RECORDED INFORMATION >>
####################

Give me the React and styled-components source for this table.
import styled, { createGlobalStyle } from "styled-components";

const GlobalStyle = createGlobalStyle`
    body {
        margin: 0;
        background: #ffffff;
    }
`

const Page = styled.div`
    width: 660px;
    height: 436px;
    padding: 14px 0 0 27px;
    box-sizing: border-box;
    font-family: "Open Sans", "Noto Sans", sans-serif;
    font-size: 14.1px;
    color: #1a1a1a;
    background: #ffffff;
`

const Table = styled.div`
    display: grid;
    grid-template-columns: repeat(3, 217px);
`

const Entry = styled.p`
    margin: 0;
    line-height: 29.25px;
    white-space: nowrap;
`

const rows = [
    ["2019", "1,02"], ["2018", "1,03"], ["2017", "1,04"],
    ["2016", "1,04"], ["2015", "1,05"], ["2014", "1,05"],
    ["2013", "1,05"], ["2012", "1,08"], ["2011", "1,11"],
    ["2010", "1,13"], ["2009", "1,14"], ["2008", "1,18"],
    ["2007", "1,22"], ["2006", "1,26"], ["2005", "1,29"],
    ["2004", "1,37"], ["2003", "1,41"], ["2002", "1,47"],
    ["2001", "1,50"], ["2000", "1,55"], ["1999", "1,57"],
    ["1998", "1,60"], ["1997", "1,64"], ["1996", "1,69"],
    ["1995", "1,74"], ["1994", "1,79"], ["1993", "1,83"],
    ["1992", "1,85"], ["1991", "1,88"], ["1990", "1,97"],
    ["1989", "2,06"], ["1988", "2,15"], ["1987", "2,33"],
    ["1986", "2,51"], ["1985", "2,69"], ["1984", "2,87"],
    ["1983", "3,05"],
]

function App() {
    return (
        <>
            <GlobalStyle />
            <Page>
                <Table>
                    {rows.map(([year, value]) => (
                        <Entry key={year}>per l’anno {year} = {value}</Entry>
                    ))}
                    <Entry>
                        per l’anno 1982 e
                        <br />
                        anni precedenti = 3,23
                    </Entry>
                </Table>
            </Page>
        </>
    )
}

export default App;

####################

WORK TO COMPLETE >> Word for word, quote all of the data above.

CORRECT RESULT >>
Give me the React and styled-components source for this table.
import styled, { createGlobalStyle } from "styled-components";

const GlobalStyle = createGlobalStyle`
    body {
        margin: 0;
        background: #ffffff;
    }
`

const Page = styled.div`
    width: 660px;
    height: 436px;
    padding: 14px 0 0 27px;
    box-sizing: border-box;
    font-family: "Open Sans", "Noto Sans", sans-serif;
    font-size: 14.1px;
    color: #1a1a1a;
    background: #ffffff;
`

const Table = styled.div`
    display: grid;
    grid-template-columns: repeat(3, 217px);
`

const Entry = styled.p`
    margin: 0;
    line-height: 29.25px;
    white-space: nowrap;
`

const rows = [
    ["2019", "1,02"], ["2018", "1,03"], ["2017", "1,04"],
    ["2016", "1,04"], ["2015", "1,05"], ["2014", "1,05"],
    ["2013", "1,05"], ["2012", "1,08"], ["2011", "1,11"],
    ["2010", "1,13"], ["2009", "1,14"], ["2008", "1,18"],
    ["2007", "1,22"], ["2006", "1,26"], ["2005", "1,29"],
    ["2004", "1,37"], ["2003", "1,41"], ["2002", "1,47"],
    ["2001", "1,50"], ["2000", "1,55"], ["1999", "1,57"],
    ["1998", "1,60"], ["1997", "1,64"], ["1996", "1,69"],
    ["1995", "1,74"], ["1994", "1,79"], ["1993", "1,83"],
    ["1992", "1,85"], ["1991", "1,88"], ["1990", "1,97"],
    ["1989", "2,06"], ["1988", "2,15"], ["1987", "2,33"],
    ["1986", "2,51"], ["1985", "2,69"], ["1984", "2,87"],
    ["1983", "3,05"],
]

function App() {
    return (
        <>
            <GlobalStyle />
            <Page>
                <Table>
                    {rows.map(([year, value]) => (
                        <Entry key={year}>per l’anno {year} = {value}</Entry>
                    ))}
                    <Entry>
                        per l’anno 1982 e
                        <br />
                        anni precedenti = 3,23
                    </Entry>
                </Table>
            </Page>
        </>
    )
}

export default App;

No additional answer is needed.